Ia menjelaskan stok obat penanganan ISPA dan diare menipis cepat. “Kami kekurangan obat untuk diare, dermatitis, ISPA, termasuk obat kombinasi untuk ISPA dan obat drops untuk bayi. Bahkan air untuk melarutkan antibiotik saja sulit didapat. Anak-anak butuh sendok obat, obat sirop, sampai obat bentuk drop untuk bayi,” katanya.
Kondisi serupa ditemukan di wilayah lain di Desa Batu Malenggang. Dari 125 anak yang diperiksa, 55 di antaranya mengalami ISPA, 12 anak diare, 35 anak tinea, dan 23 anak menunjukkan gejala bacterial dermatitis.
dr.
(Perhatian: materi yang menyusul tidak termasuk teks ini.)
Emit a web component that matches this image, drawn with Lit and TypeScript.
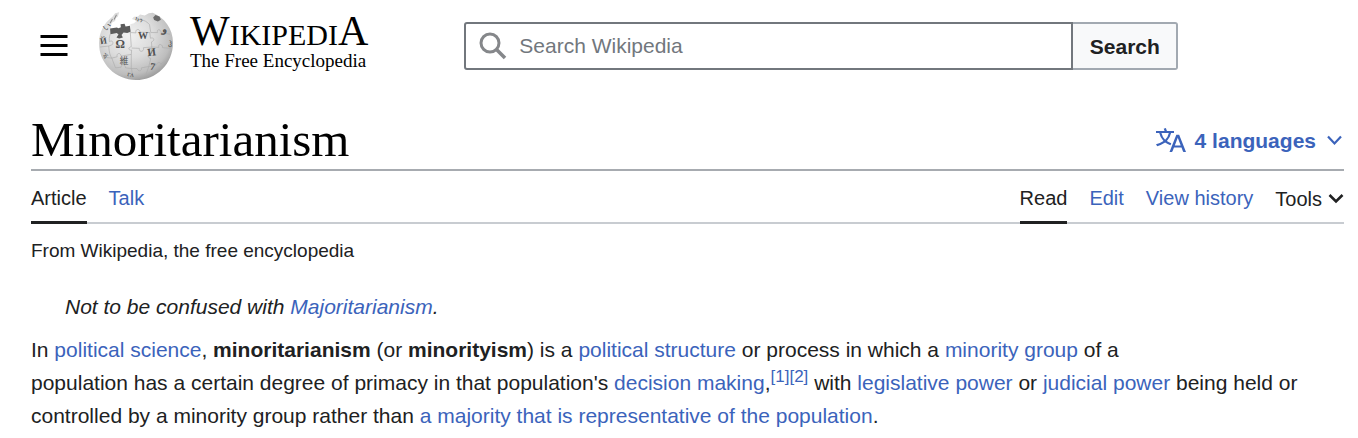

Eka mencatat, selain kekurangan obat, logistik pendukung pengobatan turut menipis. “Zalp antibiotik, obat sirop, obat drops, bahkan sendok obat kami kekurangan. Padahal ini kebutuhan paling mendasar untuk memastikan anak minum obat sesuai dosis,” kata dia.
Selain itu, kebutuhan air untuk melarutkan antibiotik serbuk—yang banyak digunakan untuk kasus infeksi—masih belum terpenuhi secara stabil.
Tak hanya itu, skrining lapangan juga menemukan keluhan non-obat, namun vital bagi pemulihan anak. “Banyak yang butuh minyak kayu putih, snack anak, makanan bergizi, bahkan hiburan kecil seperti snack sehat agar mereka mau minum obat,” lanjutnya.
Menurut dr. Eka, peran dukungan nutrisi dan rasa nyaman psikologis bagi anak tidak bisa dipisahkan dari proses penyembuhan di lapangan.
Dalam temuan paling mengkhawatirkan, tim IDAI merujuk 2 kasus pneumonia berat dengan gejala pneumonia ke fasilitas rujukan. Dua anak tersebut menunjukkan gejala klinis pneumonia, termasuk sesak napas, demam tinggi, dan saturasi oksigen menurun. “Ini bukan lagi ISPA ringan, ini pneumonia yang butuh penanganan intensif,” ucapnya.
“Kita juga menemukan 2 kasus yang harus kami rujuk ke RS dengan gejala pneumonia,” kata dr. Eka.
Ia menegaskan bahwa gejala seperti ini memerlukan manajemen oksigen, kemungkinan rawat inap, dan antibiotik intravena yang hanya bisa diberikan di layanan lanjutan. Rujukan dilakukan ke fasilitas rumah sakit terdekat di Sumatera Utara.
“Mereka butuh pertolongan cepat. Yang kami khawatirkan, kasus berat bisa bertambah bila pasokan obat, air pelarut antibiotik, dan logistik medis tak segera terisi,” pungkas dr. Eka.